2.  The Senior Warden and I sat together during the service and afterward decided a little lunch would be nice, so headed up to the Bier Stein.  I savored my roast beef dip sandwich and beer cheese soup. I brought half of it home for the Deke.  I drank some really tasty EKU Pilsner from Germany with the sandwich.  Jolene and I tried to place what class she took from me at LCC and I succeeded in figuring it out when I got home.  I hope to see her at the Bier Stein again to tell her.

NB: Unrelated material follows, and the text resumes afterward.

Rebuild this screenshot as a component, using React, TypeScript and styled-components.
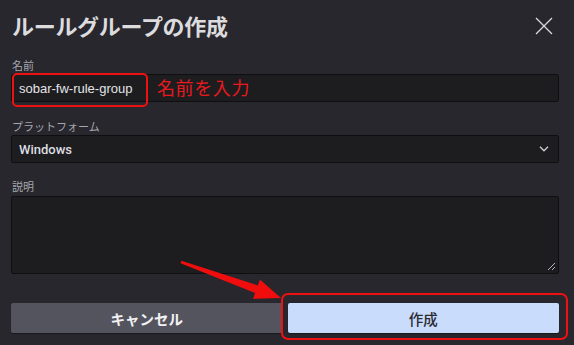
import React from 'react';
import styled, { createGlobalStyle } from 'styled-components';

const Global = createGlobalStyle`
  html, body { margin: 0; padding: 0; background: #27272d; }
  body { font-family: "Noto Sans CJK JP", "Noto Sans", sans-serif; }
  * { box-sizing: border-box; }
`;

const Dialog = styled.div`
  position: relative;
  width: 574px;
  height: 345px;
  padding: 10px 15px 0 11px;
  background: #27272d;
  display: flex;
  flex-direction: column;
  overflow: hidden;
`;

const Header = styled.div`
  display: flex;
  justify-content: space-between;
  align-items: center;
  height: 30px;
`;

const Title = styled.h1`
  margin: 0;
  padding-left: 1px;
  font-size: 22px;
  line-height: 30px;
  font-weight: 700;
  color: #dcdcdf;
  letter-spacing: -0.3px;
`;

const CloseButton = styled.button`
  width: 18px;
  height: 18px;
  margin: 2px 6px 0 0;
  padding: 0;
  border: 0;
  background: transparent;
  display: flex;
  align-items: center;
  justify-content: center;
`;

const Field = styled.div<{ $top: number }>`
  display: flex;
  flex-direction: column;
  margin-top: ${(p) => p.$top}px;
`;

const Label = styled.label<{ $gap?: number }>`
  font-size: 11px;
  line-height: 14px;
  color: #a6a6ad;
  padding-left: 1px;
  margin-bottom: ${(p) => p.$gap ?? 2}px;
`;

const Box = styled.div`
  position: relative;
  height: 28px;
  border: 1px solid #0f0f12;
  border-radius: 2px;
  background: #1d1d20;
  display: flex;
  align-items: center;
  padding: 0 8px 0 7px;
  font-family: "Liberation Sans", Arial, sans-serif;
  font-size: 13px;
  color: #e4e4e7;
`;

const SelectBox = styled(Box)`
  justify-content: space-between;
  font-family: Roboto, "Liberation Sans", sans-serif;
  font-weight: 500;
  font-size: 13px;
  color: #dedee2;
`;

const TextArea = styled.div`
  position: relative;
  height: 78px;
  border: 1px solid #0f0f12;
  border-radius: 2px;
  background: #1d1d20;
`;

const Resize = styled.svg`
  position: absolute;
  right: 2px;
  bottom: 2px;
`;

const Buttons = styled.div`
  display: grid;
  grid-template-columns: 1fr 1fr;
  gap: 5px;
  margin-top: 29px;
`;

const Button = styled.button<{ $primary?: boolean }>`
  height: 30px;
  border: 0;
  border-radius: 2px;
  font-family: "Noto Sans CJK JP", sans-serif;
  font-size: 14.5px;
  font-weight: ${(p) => (p.$primary ? 500 : 700)};
  background: ${(p) => (p.$primary ? '#c9dcfb' : '#54545f')};
  color: ${(p) => (p.$primary ? '#2b2b33' : '#f2f2f4')};
  box-shadow: 0 1px 1px rgba(0, 0, 0, 0.35);
`;

const Highlight = styled.div<{ $radius: number }>`
  position: absolute;
  border: 2px solid #ee1111;
  border-radius: ${(p) => p.$radius}px;
  pointer-events: none;
`;

const Note = styled.span`
  position: absolute;
  left: 157px;
  top: 74px;
  font-size: 18px;
  line-height: 26px;
  color: #e8191c;
  letter-spacing: 0.6px;
`;

const Overlay = styled.svg`
  position: absolute;
  left: 0;
  top: 0;
  pointer-events: none;
`;

export default function App() {
  return (
    <>
      <Global />
      <Dialog>
        <Header>
          <Title>ルールグループの作成</Title>
          <CloseButton aria-label="閉じる">
            <svg width="18" height="18" viewBox="0 0 18 18">
              <path d="M1 1L17 17M17 1L1 17" stroke="#d8d8dc" strokeWidth="1.3" />
            </svg>
          </CloseButton>
        </Header>

        <Field $top={18}>
          <Label>名前</Label>
          <Box>sobar-fw-rule-group</Box>
        </Field>

        <Field $top={17}>
          <Label>プラットフォーム</Label>
          <SelectBox>
            Windows
            <svg width="10" height="6" viewBox="0 0 10 6" style={{ marginRight: 1 }}>
              <path d="M1 0.8L5 4.8L9 0.8" stroke="#cfcfd4" strokeWidth="1.3" fill="none" />
            </svg>
          </SelectBox>
        </Field>

        <Field $top={16}>
          <Label $gap={3}>説明</Label>
          <TextArea>
            <Resize width="9" height="9" viewBox="0 0 9 9">
              <path d="M8 1L1 8M8 5L5 8" stroke="#b5b5ba" strokeWidth="1" />
            </Resize>
          </TextArea>
        </Field>

        <Buttons>
          <Button>キャンセル</Button>
          <Button $primary>作成</Button>
        </Buttons>

        <Highlight $radius={5} style={{ left: 12, top: 73, width: 136, height: 34 }} />
        <Note>名前を入力</Note>
        <Highlight $radius={7} style={{ left: 281, top: 293, width: 287, height: 47 }} />
        <Overlay width="574" height="345" viewBox="0 0 574 345">
          <polygon
            points="181.4,260.8 257.9,285.4 259.9,279.5 281,298 253.1,298.9 255.1,292.9 180.6,263.2"
            fill="#f00d0d"
          />
        </Overlay>
      </Dialog>
    </>
  );
}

3.  I got to thinking about the section of WR 122 that Jolene was in and it occurred to me that it was nearly the last time I taught WR 122 exactly the way I wanted to, without the intrusion of (please forgive these next two words) Information Literacy.  The class wrote about personal work experiences, read (I think) Thich Nhat Hanh as a way of enhancing critical thinking through the concept of non-duality, played with the idea of copia by reading Robert Grudin, and then read Mike Rose and Hickam's Sky of Stone, and watched the documentary Harlan County, USA.  I enjoyed future WR 122 students and enjoyed discussions we had, but shoehorning research into the course always felt forced, always felt like trying to put twelve pounds of flour in a ten pound bag.  Dealing with databases, MLA format, secondary sources:  it was too much for a single course, especially the one I enjoyed teaching.   I felt the same way about WR 121.  So, today, in looking back at that last time I taught WR 122 the way I not only wanted to, but most believed in, I had a specific pleasure in teaching writing rekindled that I hadn't felt for a while.  I never lost the pleasure of teaching writing, but it was never the same, or as good, once I did my best to conform my course to the dictates of powers outside my classroom, and integrated (sorry, here these words come again) Information Literacy into my syllabus.  (I should note that I loved the WR 122 class I taught with Working Class Lit. alongside M. Bayless in W09...it was in a league of its own.)